__Stated problem__: Look through the data below. Show each line where the string "page" occurs.

--- Start ---

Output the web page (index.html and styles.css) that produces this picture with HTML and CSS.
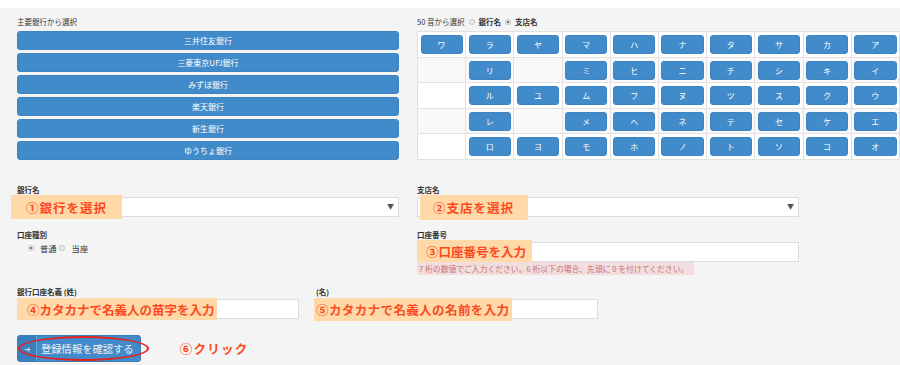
FILE: index.html
```html
<!DOCTYPE html>
<html lang="ja">
<head>
  <meta charset="UTF-8" />
  <meta name="viewport" content="width=device-width, initial-scale=1.0"/>
  <title>振込先口座の登録</title>
  <link rel="stylesheet" href="styles.css">
</head>
<body>
  <div class="topbar"></div>

  <div class="page">
    <!-- 銀行・支店の選択 -->
    <div class="select-row">
      <div class="col-left">
        <div class="caption">主要銀行から選択</div>
        <button class="bank-btn">三井住友銀行</button>
        <button class="bank-btn">三菱東京UFJ銀行</button>
        <button class="bank-btn">みずほ銀行</button>
        <button class="bank-btn">楽天銀行</button>
        <button class="bank-btn">新生銀行</button>
        <button class="bank-btn">ゆうちょ銀行</button>
      </div>

      <div class="col-right">
        <div class="caption">
          50 音から選択
          <span class="radio gap-l"></span>
          <b class="gap-l">銀行名</b>
          <span class="radio checked gap-l"></span>
          <b class="gap-l">支店名</b>
        </div>
        <table class="kana-table">
          <thead>
            <tr>
              <td><button class="kana-btn">ワ</button></td>
              <td><button class="kana-btn">ラ</button></td>
              <td><button class="kana-btn">ヤ</button></td>
              <td><button class="kana-btn">マ</button></td>
              <td><button class="kana-btn">ハ</button></td>
              <td><button class="kana-btn">ナ</button></td>
              <td><button class="kana-btn">タ</button></td>
              <td><button class="kana-btn">サ</button></td>
              <td><button class="kana-btn">カ</button></td>
              <td><button class="kana-btn">ア</button></td>
            </tr>
          </thead>
          <tbody>
            <tr>
              <td></td>
              <td><button class="kana-btn">リ</button></td>
              <td></td>
              <td><button class="kana-btn">ミ</button></td>
              <td><button class="kana-btn">ヒ</button></td>
              <td><button class="kana-btn">ニ</button></td>
              <td><button class="kana-btn">チ</button></td>
              <td><button class="kana-btn">シ</button></td>
              <td><button class="kana-btn">キ</button></td>
              <td><button class="kana-btn">イ</button></td>
            </tr>
            <tr>
              <td></td>
              <td><button class="kana-btn">ル</button></td>
              <td><button class="kana-btn">ユ</button></td>
              <td><button class="kana-btn">ム</button></td>
              <td><button class="kana-btn">フ</button></td>
              <td><button class="kana-btn">ヌ</button></td>
              <td><button class="kana-btn">ツ</button></td>
              <td><button class="kana-btn">ス</button></td>
              <td><button class="kana-btn">ク</button></td>
              <td><button class="kana-btn">ウ</button></td>
            </tr>
            <tr>
              <td></td>
              <td><button class="kana-btn">レ</button></td>
              <td></td>
              <td><button class="kana-btn">メ</button></td>
              <td><button class="kana-btn">ヘ</button></td>
              <td><button class="kana-btn">ネ</button></td>
              <td><button class="kana-btn">テ</button></td>
              <td><button class="kana-btn">セ</button></td>
              <td><button class="kana-btn">ケ</button></td>
              <td><button class="kana-btn">エ</button></td>
            </tr>
            <tr>
              <td></td>
              <td><button class="kana-btn">ロ</button></td>
              <td><button class="kana-btn">ヨ</button></td>
              <td><button class="kana-btn">モ</button></td>
              <td><button class="kana-btn">ホ</button></td>
              <td><button class="kana-btn">ノ</button></td>
              <td><button class="kana-btn">ト</button></td>
              <td><button class="kana-btn">ソ</button></td>
              <td><button class="kana-btn">コ</button></td>
              <td><button class="kana-btn">オ</button></td>
            </tr>
          </tbody>
        </table>
      </div>
    </div>

    <!-- 銀行名 / 支店名 -->
    <div class="form-row first">
      <div class="form-group">
        <div class="form-label">銀行名</div>
        <div class="field">
          <div class="select-box"></div>
          <div class="note note-bank">①銀行を選択</div>
        </div>
      </div>
      <div class="form-group">
        <div class="form-label">支店名</div>
        <div class="field">
          <div class="select-box"></div>
          <div class="note note-branch">②支店を選択</div>
        </div>
      </div>
    </div>

    <!-- 口座種別 / 口座番号 -->
    <div class="form-row">
      <div class="form-group">
        <div class="form-label">口座種別</div>
        <div class="radio-line">
          <span class="radio checked"></span>
          <span class="opt">普通</span>
          <span class="radio"></span>
          <span class="opt opt-2">当座</span>
        </div>
      </div>
      <div class="form-group">
        <div class="form-label">口座番号</div>
        <div class="field">
          <input class="text-input" type="text">
          <div class="note note-number">③口座番号を入力</div>
        </div>
        <div class="help">7 桁の数値でご入力ください。6 桁以下の場合、先頭に 0 を付けてください。</div>
      </div>
    </div>

    <!-- 名義 -->
    <div class="name-row">
      <div class="name-group">
        <div class="form-label">銀行口座名義 (姓)</div>
        <div class="field">
          <input class="text-input" type="text">
          <div class="note note-last">④カタカナで名義人の苗字を入力</div>
        </div>
      </div>
      <div class="name-group">
        <div class="form-label">(名)</div>
        <div class="field">
          <input class="text-input" type="text">
          <div class="note note-first">⑤カタカナで名義人の名前を入力</div>
        </div>
      </div>
    </div>

    <div class="submit-row">
      <button class="submit-btn">
        <span class="submit-icon">➜</span>
        <span class="submit-text">登録情報を確認する</span>
      </button>
      <div class="circle"></div>
      <span class="click-note">⑥クリック</span>
    </div>
  </div>
</body>
</html>
```

FILE: styles.css
```css
body {
  margin: 0;
  width: 900px;
  height: 365px;
  overflow: hidden;
  background-color: #f4f4f4;
  color: #333;
  font-family: "Noto Sans CJK JP", "Noto Sans", sans-serif;
}

.topbar {
  height: 8px;
  background-color: #fff;
}

.page {
  padding: 8px 0 0 17px;
}

.select-row {
  display: flex;
  gap: 18px;
}

.col-left {
  width: 382px;
}

.col-right {
  width: 483px;
}

.caption {
  display: flex;
  align-items: center;
  height: 12px;
  margin-bottom: 3px;
  font-size: 7.5px;
  line-height: 12px;
  white-space: nowrap;
}

.caption b {
  font-weight: bold;
}

.gap-l {
  margin-left: 4px;
}

.bank-btn, .kana-btn {
  display: block;
  width: 100%;
  height: 19px;
  padding: 0;
  border: 1px solid #3d84c3;
  border-radius: 3px;
  background-color: #428bca;
  color: #fff;
  font-family: "Noto Sans CJK JP", sans-serif;
  font-size: 8px;
  line-height: 17px;
}

.bank-btn {
  margin-bottom: 3px;
}

.kana-table {
  width: 483px;
  margin-top: 1px;
  border-collapse: collapse;
  table-layout: fixed;
  background-color: #fff;
}

.kana-table td {
  border: 1px solid #e1e1e1;
  padding: 3px 2.5px 2.5px;
}

.kana-table tbody tr:nth-child(odd) td {
  background-color: #f9f9f9;
}

.radio {
  display: inline-block;
  width: 6px;
  height: 6px;
  border: 1px solid #c4c4c4;
  border-radius: 50%;
  background-color: #ececec;
  box-sizing: border-box;
}

.radio.checked {
  background: radial-gradient(circle, #777 0 1.3px, #ececec 1.6px);
}

/* フォーム */
.form-row {
  display: flex;
  gap: 18px;
  margin-top: 12px;
}

.form-row.first {
  margin-top: 21px;
}

.form-group {
  width: 382px;
}

.form-label {
  font-size: 7.5px;
  font-weight: bold;
  line-height: 11px;
  margin-bottom: 2px;
  white-space: nowrap;
}

.field {
  position: relative;
}

.select-box {
  height: 20px;
  background-color: #fff;
  border: 1px solid #dcdcdc;
  box-sizing: border-box;
}

.select-box::after {
  content: "▼";
  position: absolute;
  right: 5px;
  top: 5px;
  font-size: 7px;
  line-height: 9px;
  color: #555;
}

.text-input {
  display: block;
  width: 100%;
  height: 20px;
  margin: 0;
  border: 1px solid #dcdcdc;
  background-color: #fff;
  box-sizing: border-box;
}

.radio-line {
  display: flex;
  align-items: center;
  height: 12px;
  padding-left: 11px;
  font-size: 8.3px;
}

.opt {
  margin: 0 2px 0 6px;
}

.opt-2 {
  margin-left: 7px;
}

.help {
  width: max-content;
  padding: 0 6px 0 2px;
  background-color: #f2dede;
  color: #c96f76;
  font-size: 7.8px;
  line-height: 13px;
  white-space: nowrap;
}

.name-row {
  display: flex;
  gap: 17px;
  margin-top: 11px;
}

.name-group {
  width: 282px;
}

/* 注釈 */
.note {
  position: absolute;
  display: flex;
  align-items: center;
  box-sizing: border-box;
  background-color: #ffd9a8;
  color: #fa4b1e;
  font-size: 12.5px;
  font-weight: bold;
  letter-spacing: 0.4px;
  white-space: nowrap;
}

.note-bank { left: -6px; top: -2px; width: 111px; height: 24px; padding-left: 15px; letter-spacing: 1px; }
.note-branch { left: 3px; top: -2px; width: 108px; height: 25px; padding-left: 13px; letter-spacing: 1px; }
.note-number { left: 0; top: -2px; width: 115px; height: 22px; padding-left: 9px; letter-spacing: 0; }
.note-last { left: 0; top: -1px; width: 200px; height: 22px; padding-left: 10px; letter-spacing: 0; }
.note-first { left: -2px; top: -1px; width: 198px; height: 23px; padding-left: 2px; }

.submit-row {
  position: relative;
  display: flex;
  align-items: center;
  margin-top: 16px;
}

.submit-btn {
  display: flex;
  height: 27px;
  padding: 0;
  border: 1px solid #3a7cb8;
  border-radius: 3px;
  background-color: #428bca;
  overflow: hidden;
  font-family: "Noto Sans CJK JP", sans-serif;
}

.submit-icon {
  width: 18px;
  background-color: #3b7ebd;
  border-right: 1px solid #6ea6d8;
  color: #d8d8d8;
  font-size: 8px;
  line-height: 25px;
  text-align: center;
}

.submit-text {
  padding: 0 6px 0 4px;
  color: #eef2f7;
  font-size: 10.3px;
  line-height: 25px;
}

.circle {
  position: absolute;
  left: 1px;
  top: 1px;
  width: 131px;
  height: 25px;
  border: 2px solid #e8201c;
  border-radius: 50%;
  box-sizing: border-box;
}

.click-note {
  margin-left: 39px;
  color: #fa4b1e;
  font-size: 12.5px;
  font-weight: bold;
  letter-spacing: 1.3px;
}
```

--- End ---

__Exercise output__:
Output the web page (index.html and styles.css) that produces this picture with HTML and CSS.
  <div class="page">
.page {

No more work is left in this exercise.